Optimization legend:
  [GPU+SIMD]  GPU-accelerated (Metal/Vulkan) + SIMD-optimized CPU
  [SIMD]      SIMD-optimized CPU only (GPU not yet implemented)
  GPU uses parallel compute shaders for pattern matching
  CPU uses Boyer-Moore-Horspool with 16/32-byte SIMD vectors

GPU Performance (typical speedups vs SIMD CPU):
  s/pattern/replacement/:   ~16x    s///g global:        ~8x
  s///i case insensitive:   ~5.5x   /pattern/d delete:   ~8x
  -E extended regex:        ~5-10x

Examples:
  sed 's/foo/bar/g' input.txt         Replace all 'foo' with 'bar'
  sed -E 's/[0-9]+/NUM/g' file.txt    Extended regex (ERE)
  sed -i 's/old/new/g' file.txt       Edit file in place
  sed 'y/abc/xyz/' file.txt           Transliterate a->x, b->y, c->z
  sed '/error/d' file.txt             Delete lines with 'error'
  sed -n '/pattern/p' file.txt        Print only matching lines
  sed --gpu 's/x/y/g' large.txt       Force GPU acceleration

Memory Safety (zust)

This project uses zust — zero-cost ownership and memory safety for Zig. The entire source tree has been transpiled to zust-safe Zig with the following transformations applied by zust-transpile:

  • Array initialization: var buf: [N]u8 = undefined → zeroed initialization
  • Pointer capture loops: for (slice) |*item| rewritten to index-based iteration
  • Resource cleanup: defer allocator.free(x) statements safely stripped
  • Unsafe casts: @ptrCast, @bitCast, @intCast annotated with review comments
  • Optional unwraps: opt.? in expression contexts preserved with review comments

Run the memory-safety analyzer:

zig build analyze    # Runs zust-analyzer --strictness=high on src/

The analyzer currently reports zero non-slice errors.

Build Variants

Variant Description Vulkan on macOS --gnu flag
pure Zig + SIMD + GPU only. No external dependencies. No Not available
gnu Includes GNU sed + Vulkan via MoltenVK. Yes Falls back to GNU sed

The gnu build enables Vulkan on macOS using MoltenVK, allowing both Metal and Vulkan backends on Mac.

Backend Selection

Flag Description
--auto Automatically select optimal backend (default)
--gpu Use GPU (Metal on macOS, Vulkan elsewhere)
--cpu Force CPU backend (SIMD-optimized)
--gnu Force GNU sed backend (gnu build only)
--metal Force Metal backend (macOS only)
--vulkan Force Vulkan backend (macOS+gnu build, or Linux)

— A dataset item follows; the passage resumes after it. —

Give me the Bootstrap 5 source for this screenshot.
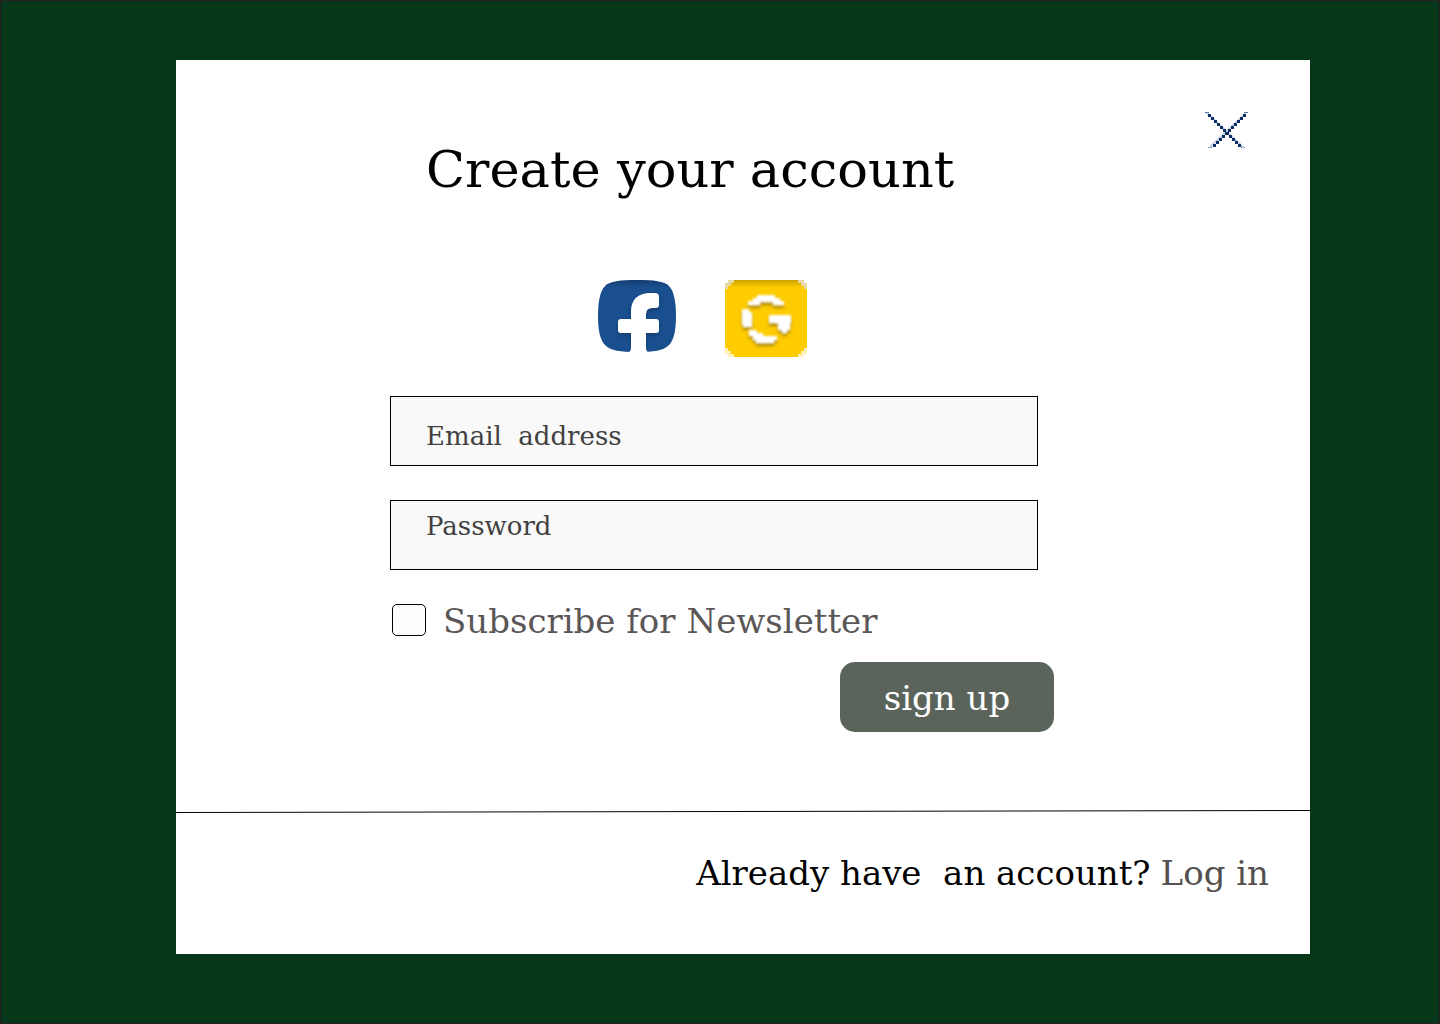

Architecture & Optimizations

CPU Implementation (src/cpu_optimized.zig)

The CPU backend uses SIMD-optimized algorithms:

Boyer-Moore-Horspool Search:

  • findMatches(): Main search function with 256-entry skip table
  • matchAtPositionSIMD(): 16-byte vectorized pattern comparison
  • Pre-computed lowercase pattern for case-insensitive search

SIMD Vector Operations:

  • Vec16 and Vec32 types (@Vector(16, u8), @Vector(32, u8))
  • toLowerVec16(): Parallel lowercase conversion using @select
  • findNextNewlineSIMD(): 32-byte chunked newline search

Multiple Expressions:

  • Expressions collected into array during argument parsing
  • Applied sequentially to each line
  • Supports mixing command types (s///, d, y///)

Line Addressing:

  • Address union: single line, range, last line ($), pattern
  • Address parsing before command character
  • Line number tracking during processing
  • Range validation with start/end bounds

Transliteration:

  • transliterate(): 256-byte lookup table for O(1) character mapping
  • 32-byte unrolled loop for throughput

GPU Implementation

Metal Shader (src/shaders/substitute.metal):

  • Chunked Processing: Each thread handles (searchable_len + num_threads - 1) / num_threads positions
  • uchar4 SIMD: 4-byte vectorized pattern matching via match_at_position()
  • Atomic Match Collection: atomic_uint counters for thread-safe result storage
  • Host-Side Line Numbers: Line counting moved to CPU for efficiency (avoids O(n) scan per match)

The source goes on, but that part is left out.